- **THE TASK**
Pictures within the data are to be left out; everything else must be reproduced exactly.

[BEGIN]

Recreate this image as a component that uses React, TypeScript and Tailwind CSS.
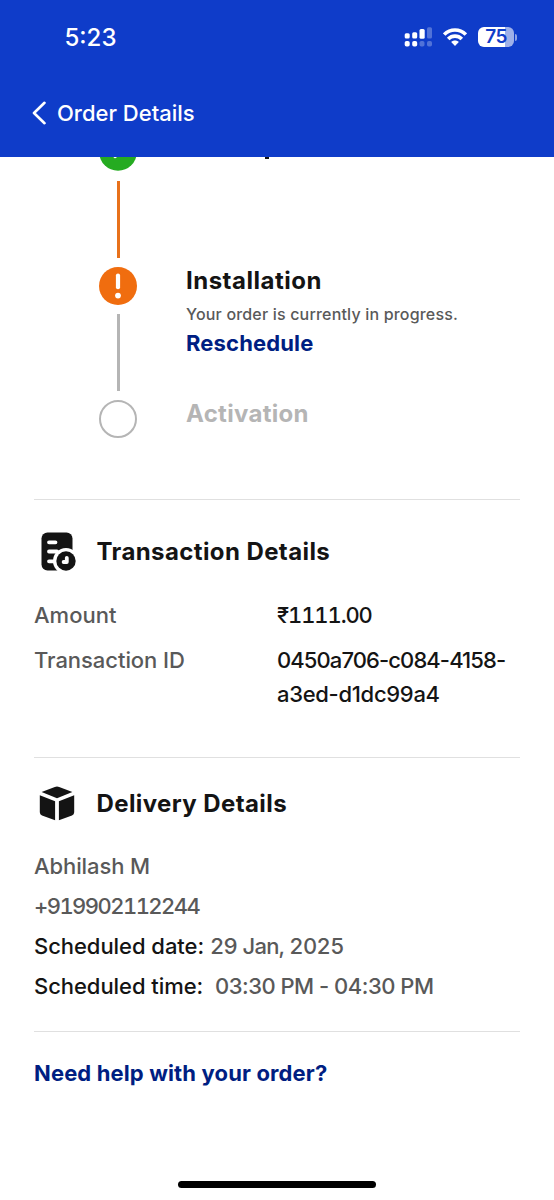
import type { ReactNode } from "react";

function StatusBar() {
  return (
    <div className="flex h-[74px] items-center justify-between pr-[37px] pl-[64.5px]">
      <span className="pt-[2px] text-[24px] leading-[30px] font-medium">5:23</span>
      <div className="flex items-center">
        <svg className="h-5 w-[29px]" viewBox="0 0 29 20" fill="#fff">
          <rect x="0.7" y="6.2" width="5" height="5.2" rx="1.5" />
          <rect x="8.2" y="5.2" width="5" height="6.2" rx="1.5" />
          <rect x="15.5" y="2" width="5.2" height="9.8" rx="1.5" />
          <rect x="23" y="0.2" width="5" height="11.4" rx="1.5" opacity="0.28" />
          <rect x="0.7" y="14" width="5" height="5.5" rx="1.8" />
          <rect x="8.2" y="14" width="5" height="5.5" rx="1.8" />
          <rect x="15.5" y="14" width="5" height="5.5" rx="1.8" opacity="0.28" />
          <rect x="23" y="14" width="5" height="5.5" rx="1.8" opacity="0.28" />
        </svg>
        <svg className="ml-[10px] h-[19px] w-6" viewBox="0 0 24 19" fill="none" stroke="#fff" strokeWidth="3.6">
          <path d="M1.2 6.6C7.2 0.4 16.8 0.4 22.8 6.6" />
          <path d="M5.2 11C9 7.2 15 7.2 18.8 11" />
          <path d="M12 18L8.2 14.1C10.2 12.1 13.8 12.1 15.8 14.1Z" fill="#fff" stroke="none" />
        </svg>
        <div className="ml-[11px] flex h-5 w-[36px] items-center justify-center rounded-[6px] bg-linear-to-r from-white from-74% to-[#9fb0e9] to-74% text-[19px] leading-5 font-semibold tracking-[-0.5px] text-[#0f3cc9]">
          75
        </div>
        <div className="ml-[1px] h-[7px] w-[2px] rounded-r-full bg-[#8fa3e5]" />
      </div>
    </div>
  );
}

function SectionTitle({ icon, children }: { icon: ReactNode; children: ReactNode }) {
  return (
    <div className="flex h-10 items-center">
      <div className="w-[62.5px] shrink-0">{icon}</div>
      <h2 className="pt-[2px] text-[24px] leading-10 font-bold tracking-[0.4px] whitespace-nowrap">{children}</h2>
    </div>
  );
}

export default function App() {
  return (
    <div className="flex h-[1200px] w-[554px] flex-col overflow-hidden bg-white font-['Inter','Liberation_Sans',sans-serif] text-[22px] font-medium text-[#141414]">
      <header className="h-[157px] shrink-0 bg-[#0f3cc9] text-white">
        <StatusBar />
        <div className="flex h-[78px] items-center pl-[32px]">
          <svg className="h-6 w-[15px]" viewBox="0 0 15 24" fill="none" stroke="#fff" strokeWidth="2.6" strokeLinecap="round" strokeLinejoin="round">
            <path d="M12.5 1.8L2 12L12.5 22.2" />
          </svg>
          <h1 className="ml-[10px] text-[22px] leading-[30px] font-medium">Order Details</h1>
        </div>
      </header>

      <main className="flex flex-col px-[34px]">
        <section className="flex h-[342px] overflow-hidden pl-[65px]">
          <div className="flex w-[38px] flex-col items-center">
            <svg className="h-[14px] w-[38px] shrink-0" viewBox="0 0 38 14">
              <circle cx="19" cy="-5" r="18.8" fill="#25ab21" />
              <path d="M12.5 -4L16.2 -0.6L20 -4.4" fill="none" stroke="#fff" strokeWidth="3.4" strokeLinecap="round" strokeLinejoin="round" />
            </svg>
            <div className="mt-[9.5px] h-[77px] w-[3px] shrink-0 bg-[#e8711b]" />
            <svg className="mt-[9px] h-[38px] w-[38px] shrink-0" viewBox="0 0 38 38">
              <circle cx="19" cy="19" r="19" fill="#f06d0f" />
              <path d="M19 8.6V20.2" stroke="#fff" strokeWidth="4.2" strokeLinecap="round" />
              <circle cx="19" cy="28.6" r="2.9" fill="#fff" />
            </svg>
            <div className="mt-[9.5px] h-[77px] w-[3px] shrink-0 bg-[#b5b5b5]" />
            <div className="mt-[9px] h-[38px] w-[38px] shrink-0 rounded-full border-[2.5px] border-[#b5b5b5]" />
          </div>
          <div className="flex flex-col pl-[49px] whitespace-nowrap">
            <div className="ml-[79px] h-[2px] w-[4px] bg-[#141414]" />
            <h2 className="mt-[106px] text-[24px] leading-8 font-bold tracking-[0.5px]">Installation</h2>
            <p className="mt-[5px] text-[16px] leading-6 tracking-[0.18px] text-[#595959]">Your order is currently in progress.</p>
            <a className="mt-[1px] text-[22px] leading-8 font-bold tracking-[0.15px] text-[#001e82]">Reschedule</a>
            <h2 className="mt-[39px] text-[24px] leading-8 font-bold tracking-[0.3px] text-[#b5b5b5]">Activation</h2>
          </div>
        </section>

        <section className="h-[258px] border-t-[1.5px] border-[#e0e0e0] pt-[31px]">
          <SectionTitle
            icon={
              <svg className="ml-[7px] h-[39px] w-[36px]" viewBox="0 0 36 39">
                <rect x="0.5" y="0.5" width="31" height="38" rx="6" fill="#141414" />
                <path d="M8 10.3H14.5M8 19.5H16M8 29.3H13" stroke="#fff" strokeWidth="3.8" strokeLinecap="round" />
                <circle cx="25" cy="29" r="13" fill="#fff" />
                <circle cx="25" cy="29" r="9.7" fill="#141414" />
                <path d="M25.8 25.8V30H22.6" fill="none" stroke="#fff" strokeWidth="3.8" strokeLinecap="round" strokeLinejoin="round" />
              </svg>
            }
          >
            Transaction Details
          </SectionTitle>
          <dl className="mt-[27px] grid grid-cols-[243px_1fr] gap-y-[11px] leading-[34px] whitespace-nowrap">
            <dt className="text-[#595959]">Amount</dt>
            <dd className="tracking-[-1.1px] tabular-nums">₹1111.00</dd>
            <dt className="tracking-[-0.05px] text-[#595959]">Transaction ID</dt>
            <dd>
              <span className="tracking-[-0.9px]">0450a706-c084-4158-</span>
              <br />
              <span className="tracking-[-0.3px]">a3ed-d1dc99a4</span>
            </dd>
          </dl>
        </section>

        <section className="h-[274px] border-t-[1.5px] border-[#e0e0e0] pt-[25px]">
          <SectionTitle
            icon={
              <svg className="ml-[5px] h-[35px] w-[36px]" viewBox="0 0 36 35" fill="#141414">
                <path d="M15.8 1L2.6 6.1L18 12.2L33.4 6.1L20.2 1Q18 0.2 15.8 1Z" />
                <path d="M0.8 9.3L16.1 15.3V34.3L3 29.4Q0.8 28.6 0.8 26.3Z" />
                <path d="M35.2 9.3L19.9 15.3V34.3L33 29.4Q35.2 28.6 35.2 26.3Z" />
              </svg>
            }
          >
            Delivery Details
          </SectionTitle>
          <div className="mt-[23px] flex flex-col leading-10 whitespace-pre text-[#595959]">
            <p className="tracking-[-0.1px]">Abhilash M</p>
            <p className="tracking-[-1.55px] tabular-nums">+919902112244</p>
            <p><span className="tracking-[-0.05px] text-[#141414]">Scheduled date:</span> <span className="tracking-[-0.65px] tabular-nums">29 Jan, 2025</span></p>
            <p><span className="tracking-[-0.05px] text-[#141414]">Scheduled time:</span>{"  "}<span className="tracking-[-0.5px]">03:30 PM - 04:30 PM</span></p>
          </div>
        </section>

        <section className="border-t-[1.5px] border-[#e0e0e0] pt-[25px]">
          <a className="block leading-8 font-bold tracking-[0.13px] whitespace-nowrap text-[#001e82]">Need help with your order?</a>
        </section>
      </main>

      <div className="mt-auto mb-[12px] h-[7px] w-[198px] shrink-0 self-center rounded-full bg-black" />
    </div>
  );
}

[END]

- **OUTPUT FOR THIS TASK**
Recreate this image as a component that uses React, TypeScript and Tailwind CSS.
import type { ReactNode } from "react";

function StatusBar() {
  return (
    <div className="flex h-[74px] items-center justify-between pr-[37px] pl-[64.5px]">
      <span className="pt-[2px] text-[24px] leading-[30px] font-medium">5:23</span>
      <div className="flex items-center">
        <svg className="h-5 w-[29px]" viewBox="0 0 29 20" fill="#fff">
          <rect x="0.7" y="6.2" width="5" height="5.2" rx="1.5" />
          <rect x="8.2" y="5.2" width="5" height="6.2" rx="1.5" />
          <rect x="15.5" y="2" width="5.2" height="9.8" rx="1.5" />
          <rect x="23" y="0.2" width="5" height="11.4" rx="1.5" opacity="0.28" />
          <rect x="0.7" y="14" width="5" height="5.5" rx="1.8" />
          <rect x="8.2" y="14" width="5" height="5.5" rx="1.8" />
          <rect x="15.5" y="14" width="5" height="5.5" rx="1.8" opacity="0.28" />
          <rect x="23" y="14" width="5" height="5.5" rx="1.8" opacity="0.28" />
        </svg>
        <svg className="ml-[10px] h-[19px] w-6" viewBox="0 0 24 19" fill="none" stroke="#fff" strokeWidth="3.6">
          <path d="M1.2 6.6C7.2 0.4 16.8 0.4 22.8 6.6" />
          <path d="M5.2 11C9 7.2 15 7.2 18.8 11" />
          <path d="M12 18L8.2 14.1C10.2 12.1 13.8 12.1 15.8 14.1Z" fill="#fff" stroke="none" />
        </svg>
        <div className="ml-[11px] flex h-5 w-[36px] items-center justify-center rounded-[6px] bg-linear-to-r from-white from-74% to-[#9fb0e9] to-74% text-[19px] leading-5 font-semibold tracking-[-0.5px] text-[#0f3cc9]">
          75
        </div>
        <div className="ml-[1px] h-[7px] w-[2px] rounded-r-full bg-[#8fa3e5]" />
      </div>
    </div>
  );
}

function SectionTitle({ icon, children }: { icon: ReactNode; children: ReactNode }) {
  return (
    <div className="flex h-10 items-center">
      <div className="w-[62.5px] shrink-0">{icon}</div>
      <h2 className="pt-[2px] text-[24px] leading-10 font-bold tracking-[0.4px] whitespace-nowrap">{children}</h2>
    </div>
  );
}

export default function App() {
  return (
    <div className="flex h-[1200px] w-[554px] flex-col overflow-hidden bg-white font-['Inter','Liberation_Sans',sans-serif] text-[22px] font-medium text-[#141414]">
      <header className="h-[157px] shrink-0 bg-[#0f3cc9] text-white">
        <StatusBar />
        <div className="flex h-[78px] items-center pl-[32px]">
          <svg className="h-6 w-[15px]" viewBox="0 0 15 24" fill="none" stroke="#fff" strokeWidth="2.6" strokeLinecap="round" strokeLinejoin="round">
            <path d="M12.5 1.8L2 12L12.5 22.2" />
          </svg>
          <h1 className="ml-[10px] text-[22px] leading-[30px] font-medium">Order Details</h1>
        </div>
      </header>

      <main className="flex flex-col px-[34px]">
        <section className="flex h-[342px] overflow-hidden pl-[65px]">
          <div className="flex w-[38px] flex-col items-center">
            <svg className="h-[14px] w-[38px] shrink-0" viewBox="0 0 38 14">
              <circle cx="19" cy="-5" r="18.8" fill="#25ab21" />
              <path d="M12.5 -4L16.2 -0.6L20 -4.4" fill="none" stroke="#fff" strokeWidth="3.4" strokeLinecap="round" strokeLinejoin="round" />
            </svg>
            <div className="mt-[9.5px] h-[77px] w-[3px] shrink-0 bg-[#e8711b]" />
            <svg className="mt-[9px] h-[38px] w-[38px] shrink-0" viewBox="0 0 38 38">
              <circle cx="19" cy="19" r="19" fill="#f06d0f" />
              <path d="M19 8.6V20.2" stroke="#fff" strokeWidth="4.2" strokeLinecap="round" />
              <circle cx="19" cy="28.6" r="2.9" fill="#fff" />
            </svg>
            <div className="mt-[9.5px] h-[77px] w-[3px] shrink-0 bg-[#b5b5b5]" />
            <div className="mt-[9px] h-[38px] w-[38px] shrink-0 rounded-full border-[2.5px] border-[#b5b5b5]" />
          </div>
          <div className="flex flex-col pl-[49px] whitespace-nowrap">
            <div className="ml-[79px] h-[2px] w-[4px] bg-[#141414]" />
            <h2 className="mt-[106px] text-[24px] leading-8 font-bold tracking-[0.5px]">Installation</h2>
            <p className="mt-[5px] text-[16px] leading-6 tracking-[0.18px] text-[#595959]">Your order is currently in progress.</p>
            <a className="mt-[1px] text-[22px] leading-8 font-bold tracking-[0.15px] text-[#001e82]">Reschedule</a>
            <h2 className="mt-[39px] text-[24px] leading-8 font-bold tracking-[0.3px] text-[#b5b5b5]">Activation</h2>
          </div>
        </section>

        <section className="h-[258px] border-t-[1.5px] border-[#e0e0e0] pt-[31px]">
          <SectionTitle
            icon={
              <svg className="ml-[7px] h-[39px] w-[36px]" viewBox="0 0 36 39">
                <rect x="0.5" y="0.5" width="31" height="38" rx="6" fill="#141414" />
                <path d="M8 10.3H14.5M8 19.5H16M8 29.3H13" stroke="#fff" strokeWidth="3.8" strokeLinecap="round" />
                <circle cx="25" cy="29" r="13" fill="#fff" />
                <circle cx="25" cy="29" r="9.7" fill="#141414" />
                <path d="M25.8 25.8V30H22.6" fill="none" stroke="#fff" strokeWidth="3.8" strokeLinecap="round" strokeLinejoin="round" />
              </svg>
            }
          >
            Transaction Details
          </SectionTitle>
          <dl className="mt-[27px] grid grid-cols-[243px_1fr] gap-y-[11px] leading-[34px] whitespace-nowrap">
            <dt className="text-[#595959]">Amount</dt>
            <dd className="tracking-[-1.1px] tabular-nums">₹1111.00</dd>
            <dt className="tracking-[-0.05px] text-[#595959]">Transaction ID</dt>
            <dd>
              <span className="tracking-[-0.9px]">0450a706-c084-4158-</span>
              <br />
              <span className="tracking-[-0.3px]">a3ed-d1dc99a4</span>
            </dd>
          </dl>
        </section>

        <section className="h-[274px] border-t-[1.5px] border-[#e0e0e0] pt-[25px]">
          <SectionTitle
            icon={
              <svg className="ml-[5px] h-[35px] w-[36px]" viewBox="0 0 36 35" fill="#141414">
                <path d="M15.8 1L2.6 6.1L18 12.2L33.4 6.1L20.2 1Q18 0.2 15.8 1Z" />
                <path d="M0.8 9.3L16.1 15.3V34.3L3 29.4Q0.8 28.6 0.8 26.3Z" />
                <path d="M35.2 9.3L19.9 15.3V34.3L33 29.4Q35.2 28.6 35.2 26.3Z" />
              </svg>
            }
          >
            Delivery Details
          </SectionTitle>
          <div className="mt-[23px] flex flex-col leading-10 whitespace-pre text-[#595959]">
            <p className="tracking-[-0.1px]">Abhilash M</p>
            <p className="tracking-[-1.55px] tabular-nums">+919902112244</p>
            <p><span className="tracking-[-0.05px] text-[#141414]">Scheduled date:</span> <span className="tracking-[-0.65px] tabular-nums">29 Jan, 2025</span></p>
            <p><span className="tracking-[-0.05px] text-[#141414]">Scheduled time:</span>{"  "}<span className="tracking-[-0.5px]">03:30 PM - 04:30 PM</span></p>
          </div>
        </section>

        <section className="border-t-[1.5px] border-[#e0e0e0] pt-[25px]">
          <a className="block leading-8 font-bold tracking-[0.13px] whitespace-nowrap text-[#001e82]">Need help with your order?</a>
        </section>
      </main>

      <div className="mt-auto mb-[12px] h-[7px] w-[198px] shrink-0 self-center rounded-full bg-black" />
    </div>
  );
}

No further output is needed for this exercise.